__Aim of the exercise__.
Find the lines holding "this" and copy them.

— Start of Provided records —

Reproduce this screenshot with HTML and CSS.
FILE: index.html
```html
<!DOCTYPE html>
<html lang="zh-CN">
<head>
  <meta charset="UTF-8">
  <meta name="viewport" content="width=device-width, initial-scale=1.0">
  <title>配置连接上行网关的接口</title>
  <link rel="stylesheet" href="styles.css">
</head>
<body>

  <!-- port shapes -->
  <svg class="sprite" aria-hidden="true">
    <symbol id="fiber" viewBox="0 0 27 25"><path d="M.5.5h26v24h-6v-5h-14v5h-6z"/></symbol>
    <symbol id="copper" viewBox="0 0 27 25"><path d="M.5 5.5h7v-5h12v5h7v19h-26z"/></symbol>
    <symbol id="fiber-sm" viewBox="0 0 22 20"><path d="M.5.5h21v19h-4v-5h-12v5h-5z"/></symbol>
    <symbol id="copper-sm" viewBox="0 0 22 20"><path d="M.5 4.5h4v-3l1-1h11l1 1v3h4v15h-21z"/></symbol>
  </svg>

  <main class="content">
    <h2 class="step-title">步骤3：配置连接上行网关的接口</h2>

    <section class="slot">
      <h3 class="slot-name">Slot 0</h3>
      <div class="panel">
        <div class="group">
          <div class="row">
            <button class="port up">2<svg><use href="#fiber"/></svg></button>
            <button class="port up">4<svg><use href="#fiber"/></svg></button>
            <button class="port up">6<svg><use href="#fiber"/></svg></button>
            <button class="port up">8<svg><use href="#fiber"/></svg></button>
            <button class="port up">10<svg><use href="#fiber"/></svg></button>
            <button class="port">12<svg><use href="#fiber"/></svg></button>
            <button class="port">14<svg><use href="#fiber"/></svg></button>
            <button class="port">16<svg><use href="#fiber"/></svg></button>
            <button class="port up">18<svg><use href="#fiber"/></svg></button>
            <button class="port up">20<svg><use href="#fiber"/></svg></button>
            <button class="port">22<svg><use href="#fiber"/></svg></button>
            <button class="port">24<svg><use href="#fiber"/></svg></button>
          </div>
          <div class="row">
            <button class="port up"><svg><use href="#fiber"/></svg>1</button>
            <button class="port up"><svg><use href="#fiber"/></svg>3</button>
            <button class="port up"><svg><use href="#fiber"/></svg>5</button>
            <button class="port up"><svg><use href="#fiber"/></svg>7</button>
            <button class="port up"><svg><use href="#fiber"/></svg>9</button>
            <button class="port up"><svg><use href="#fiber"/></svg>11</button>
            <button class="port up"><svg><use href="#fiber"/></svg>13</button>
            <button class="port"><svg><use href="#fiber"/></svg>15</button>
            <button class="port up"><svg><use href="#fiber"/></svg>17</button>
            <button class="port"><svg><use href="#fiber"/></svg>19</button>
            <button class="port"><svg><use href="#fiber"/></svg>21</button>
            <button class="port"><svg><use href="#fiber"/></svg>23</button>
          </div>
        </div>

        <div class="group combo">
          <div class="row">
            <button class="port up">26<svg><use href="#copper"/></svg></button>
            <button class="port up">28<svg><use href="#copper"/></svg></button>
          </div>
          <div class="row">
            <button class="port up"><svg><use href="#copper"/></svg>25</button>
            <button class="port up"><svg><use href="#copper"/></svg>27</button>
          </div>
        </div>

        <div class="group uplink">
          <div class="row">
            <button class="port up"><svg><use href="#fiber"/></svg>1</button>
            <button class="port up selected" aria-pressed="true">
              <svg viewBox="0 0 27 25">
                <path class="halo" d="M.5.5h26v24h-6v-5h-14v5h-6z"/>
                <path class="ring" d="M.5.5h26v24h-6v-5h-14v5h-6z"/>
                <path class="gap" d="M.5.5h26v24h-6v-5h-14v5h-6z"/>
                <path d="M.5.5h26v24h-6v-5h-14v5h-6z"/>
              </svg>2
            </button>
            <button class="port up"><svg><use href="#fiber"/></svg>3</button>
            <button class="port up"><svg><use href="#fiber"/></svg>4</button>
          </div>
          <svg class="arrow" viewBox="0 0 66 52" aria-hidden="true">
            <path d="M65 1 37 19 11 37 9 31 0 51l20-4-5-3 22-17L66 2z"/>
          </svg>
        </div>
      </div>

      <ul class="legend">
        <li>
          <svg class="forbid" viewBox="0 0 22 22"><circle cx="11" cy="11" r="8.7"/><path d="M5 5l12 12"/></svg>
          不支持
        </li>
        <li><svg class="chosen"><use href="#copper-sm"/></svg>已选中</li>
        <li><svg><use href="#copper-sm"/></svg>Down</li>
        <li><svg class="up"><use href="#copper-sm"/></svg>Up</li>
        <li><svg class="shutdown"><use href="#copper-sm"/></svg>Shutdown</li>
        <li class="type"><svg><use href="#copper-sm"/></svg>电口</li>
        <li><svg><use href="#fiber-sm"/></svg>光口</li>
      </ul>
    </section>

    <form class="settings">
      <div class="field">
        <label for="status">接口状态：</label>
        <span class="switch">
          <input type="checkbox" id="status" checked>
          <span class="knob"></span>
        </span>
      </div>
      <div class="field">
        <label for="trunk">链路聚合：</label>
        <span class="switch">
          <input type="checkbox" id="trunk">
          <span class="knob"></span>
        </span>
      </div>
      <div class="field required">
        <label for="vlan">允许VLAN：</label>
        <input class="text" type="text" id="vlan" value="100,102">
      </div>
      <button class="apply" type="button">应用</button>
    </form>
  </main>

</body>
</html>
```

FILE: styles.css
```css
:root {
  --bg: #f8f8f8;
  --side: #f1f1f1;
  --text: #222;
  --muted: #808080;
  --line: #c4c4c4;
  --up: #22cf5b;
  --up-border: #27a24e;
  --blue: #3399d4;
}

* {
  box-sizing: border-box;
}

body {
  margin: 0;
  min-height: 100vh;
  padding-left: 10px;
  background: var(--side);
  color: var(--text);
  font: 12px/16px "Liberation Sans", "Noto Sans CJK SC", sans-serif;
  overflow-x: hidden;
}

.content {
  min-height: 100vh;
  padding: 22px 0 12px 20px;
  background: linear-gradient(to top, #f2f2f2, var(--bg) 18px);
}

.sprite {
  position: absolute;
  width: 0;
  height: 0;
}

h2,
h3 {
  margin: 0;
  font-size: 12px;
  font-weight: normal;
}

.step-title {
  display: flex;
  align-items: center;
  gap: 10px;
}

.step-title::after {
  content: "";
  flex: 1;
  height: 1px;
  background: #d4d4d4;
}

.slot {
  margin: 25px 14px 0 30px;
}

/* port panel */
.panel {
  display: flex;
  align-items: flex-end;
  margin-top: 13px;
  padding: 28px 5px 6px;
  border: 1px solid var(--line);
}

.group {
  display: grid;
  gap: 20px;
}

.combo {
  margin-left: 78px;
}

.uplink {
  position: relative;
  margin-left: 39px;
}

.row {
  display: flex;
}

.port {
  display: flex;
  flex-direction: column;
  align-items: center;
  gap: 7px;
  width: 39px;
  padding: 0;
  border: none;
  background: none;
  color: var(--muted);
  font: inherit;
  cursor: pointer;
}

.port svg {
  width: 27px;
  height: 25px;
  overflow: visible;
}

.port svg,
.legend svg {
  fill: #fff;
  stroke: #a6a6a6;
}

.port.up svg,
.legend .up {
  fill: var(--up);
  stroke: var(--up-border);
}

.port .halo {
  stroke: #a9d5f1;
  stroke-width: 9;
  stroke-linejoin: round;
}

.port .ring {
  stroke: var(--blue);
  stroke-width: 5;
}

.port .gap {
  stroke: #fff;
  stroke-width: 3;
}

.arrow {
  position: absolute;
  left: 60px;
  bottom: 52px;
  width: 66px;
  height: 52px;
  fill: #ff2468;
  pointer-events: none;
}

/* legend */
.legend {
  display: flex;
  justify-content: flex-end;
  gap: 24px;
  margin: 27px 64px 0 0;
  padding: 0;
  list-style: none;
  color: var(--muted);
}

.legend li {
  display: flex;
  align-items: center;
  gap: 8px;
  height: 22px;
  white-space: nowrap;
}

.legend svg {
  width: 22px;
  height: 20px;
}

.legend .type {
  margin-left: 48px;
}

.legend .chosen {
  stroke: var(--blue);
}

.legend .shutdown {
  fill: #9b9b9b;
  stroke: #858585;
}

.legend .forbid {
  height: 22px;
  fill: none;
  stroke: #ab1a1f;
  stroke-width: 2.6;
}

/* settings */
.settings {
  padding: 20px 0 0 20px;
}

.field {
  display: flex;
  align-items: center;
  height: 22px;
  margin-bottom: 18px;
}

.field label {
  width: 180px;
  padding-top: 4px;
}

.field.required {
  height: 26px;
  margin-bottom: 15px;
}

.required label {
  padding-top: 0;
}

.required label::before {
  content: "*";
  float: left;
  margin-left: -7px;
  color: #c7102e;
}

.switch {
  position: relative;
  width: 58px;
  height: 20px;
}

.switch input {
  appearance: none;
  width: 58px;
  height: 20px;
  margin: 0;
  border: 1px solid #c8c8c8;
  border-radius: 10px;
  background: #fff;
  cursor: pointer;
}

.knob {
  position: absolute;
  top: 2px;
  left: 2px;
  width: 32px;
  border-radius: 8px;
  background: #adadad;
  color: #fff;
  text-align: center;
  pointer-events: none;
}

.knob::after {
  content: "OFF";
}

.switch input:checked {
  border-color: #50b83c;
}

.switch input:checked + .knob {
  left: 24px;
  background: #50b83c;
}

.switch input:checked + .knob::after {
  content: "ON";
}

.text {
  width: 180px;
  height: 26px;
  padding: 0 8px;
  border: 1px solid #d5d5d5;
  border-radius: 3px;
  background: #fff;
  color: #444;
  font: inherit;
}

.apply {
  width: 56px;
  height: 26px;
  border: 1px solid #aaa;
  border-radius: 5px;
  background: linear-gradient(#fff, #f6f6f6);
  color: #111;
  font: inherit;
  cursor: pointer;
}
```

— End of Provided records —
— Start of Provided records —

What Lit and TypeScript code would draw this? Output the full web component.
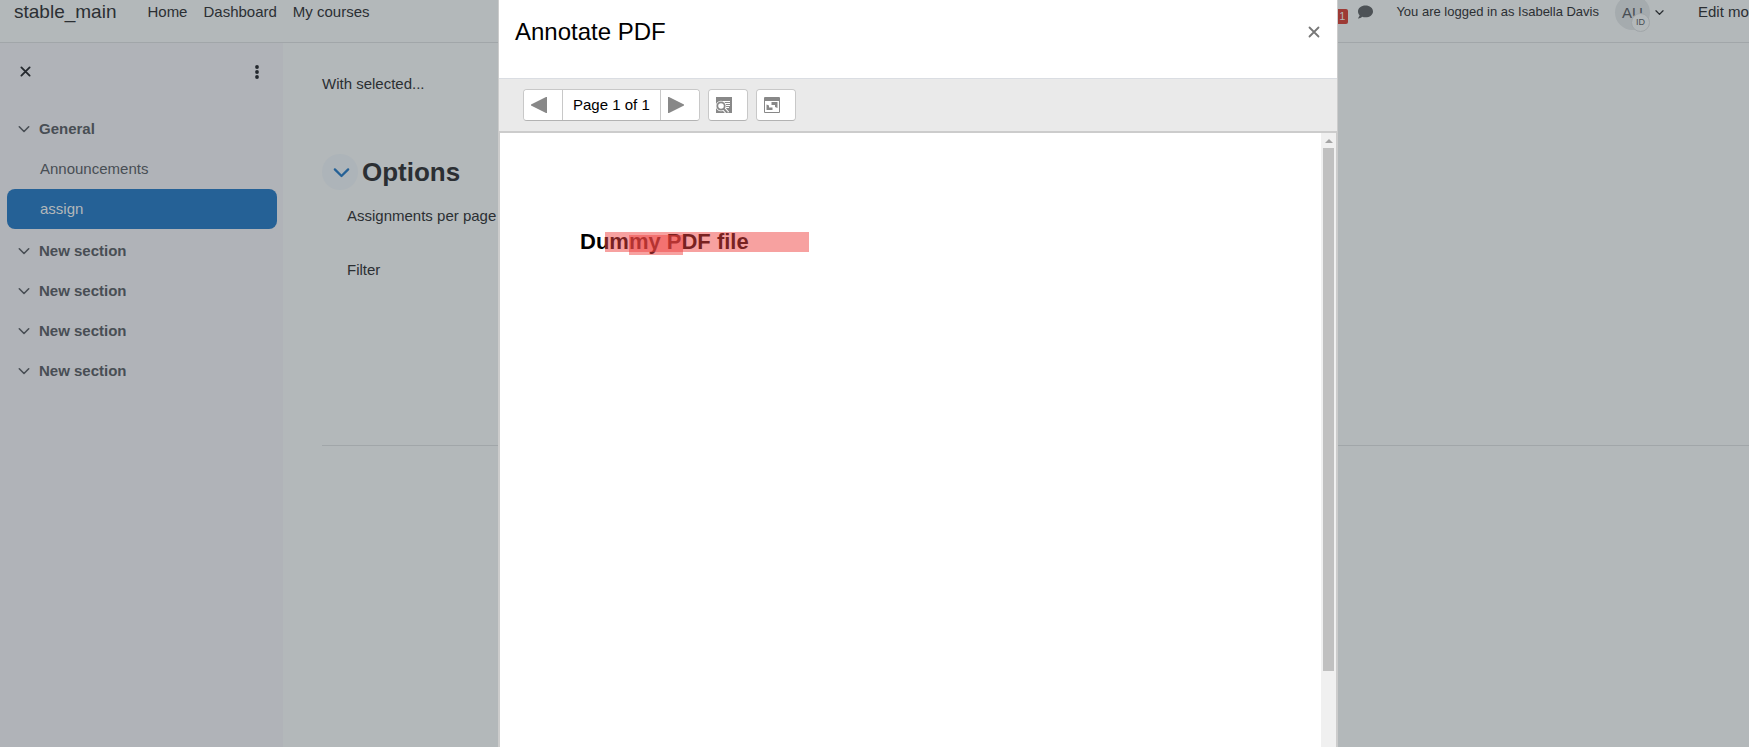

— End of Provided records —

__Expected answer__.
Reproduce this screenshot with HTML and CSS.
What Lit and TypeScript code would draw this? Output the full web component.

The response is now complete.